(sorry in advance, this turned out to be epicly long. You may need to pop the kettle on and put your feet up, it'll take a while to trawl through my ramblings!)
Why do guys say this? Especially when they clearly have no intentions on following it through!?
[Disclaimer: I'm tired and for some reason have turned into an irrationally whiny person who needs to off load a few things... Please hold back on the flaming; I just need a rant or a hug - rant seemed the easiest option!]
Long story short, I am the recently dumped. It wasn't a long term relationship, there are no DCs involved, it's really not that complicated. We met at school, briefly went out but it led to nothing more than friendship. After school I did the uni thing, then came back to the hometown and found a job. He did the forces thing, went up north-ish and as of a year and a bit ago was posted abroad (after becoming engaged. She later called it off - just a month after he moved overseas.)
Last July, after the whole Facebook craze brought us back into occasional contact, something twist-of-fate-ish happened; we started talking on MSN (yup; proper modern-age romance!) one Friday night and didn't end the conversation until Saturday morning. I still have no idea how we managed to fill 15 hours, but it was pretty obvious that something had clicked.
MSN turned into texts, turned into phone calls, turned into my booking plane tickets to go out and see him in the September. A real relationship had developed. I spent 4 days out there, he came back to the UK for a month (he stayed 2 weeks with me, then 2 weeks on a training course) I went back out there for NY. It wasn't ideal, but we had known that from the start. The wonder of Skype meant we were speaking almost every day. He sent me flowers at work, took me to the West End for a show and then to a fancy hotel, we got each other almost matching Xmas pressies. Everything was fairytale and wonderful. We were talking about going on holiday together at the end of April. I was secretly planning weddings and babies (but not in as creepy a way as that sounds - we had once or twice joked about 'when we're married' etc.)
Rather recklessly, I had fallen in love. Stupidly I told him this. Twice. That was when he started to go a bit quiet. He came back to the UK at the end of January, but what was originally meant to be a week with me turned into 'Oh, I can't get there until Thursday', so I changed my leave; no point being off for no reason.

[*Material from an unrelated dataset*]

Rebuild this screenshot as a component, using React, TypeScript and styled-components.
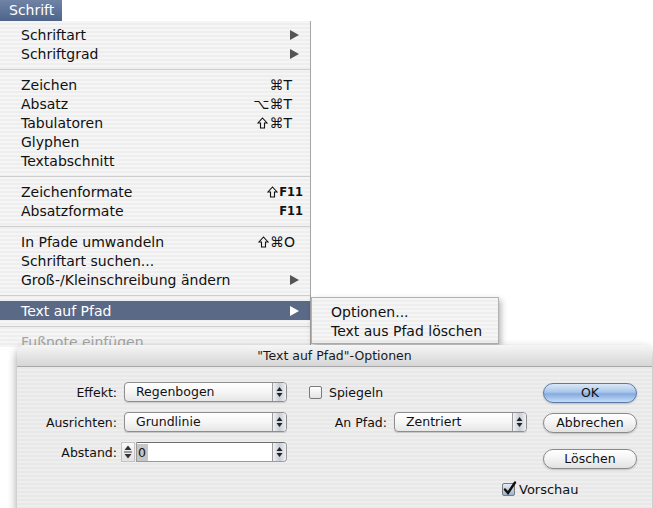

So he arrived, eventually, spent 8 hours in my house, during which time we had sex twice. He was attentive and jokey, but a little quiet - he blamed it on a heavy night out the previous day and a long drive that morning. Then, after turning down dinner, he comes out with it - he wants to break up, he's thought about it and he doesn't think the long distance thing will work, wants to stop whilst we're still on good terms with one another. Maybe in 2 years, when he comes back to the UK things will be different. He was so nice and reasonable about the whole thing. Then he says the crucial thing 'I'll give you some space. Let me know when you don't hate me anymore, I really do want to stay friends.' To which I mumbled that I would never hate him (still true...) and that I'd get in touch.
The whole thing hurt... a lot... I sort of numbly accepted it at the time, spent 3 days crying and not eating, but eventually got to where I am now; understanding why he did it, but thinking he went about it in the shittiest of ways. Ridiculously, I still think about him. Like, every day. And I can't really talk to anyone about it because I don't want to be THAT girl who can't let go.
Anyhoo; we've 'spoken' briefly twice since then - one quick MSN conversation which was more my way of 'proving' to him that I was ok and ready to move on, and one tiny interchange of facebook comments, and that's been it. There's been nothing since the end of Feb.
Now, today was my birthday (26th). I had a wonderful day with my family and couldn't be more grateful for them, and for everything I have. And yet I've got back home and all I can think is that I'm upset/annoyed that he didn't bother sending a quick text or even dropping a wall post on facebook just to register the fact. That's what a friend would do, right?
So yeah... Why did he bother with saying 'let's be friends' and then almost total silence?
The real question probably ought to be why was I naive enough to believe we could return to friendship given how I felt about the whole thing? I've built so much up in my head simply out of the notion that we could be friends and then just maybe, in 2 years, he'll come back, take a post in the south, and we could start again, for real this time.
I know I need to move on, to forget all about him, and that I'm acting like a lovesick teenager who just got her heart broken! I just don't yet know how to be realistic about all this, especially as it's highlighted the fact that I am incredibly lonely, and hate living on my own/being single/etc.
Umm... the point of this thread... other than to release all the above from my mind, and to take up valuable pixels on your screens, was perhaps to seek a little reassurance that I can break out of this insufferable & angst-filled longing, and to see if anyone else had a romantic tragedy they needed to unload on sympathetic/empathetic ears... Let's all come together in a great unloading of romantic woe, in order to unburden ourselves, ready for that moment of clarity when we realise we're actually ok, and we don't need that arrogant git (or lady-git!)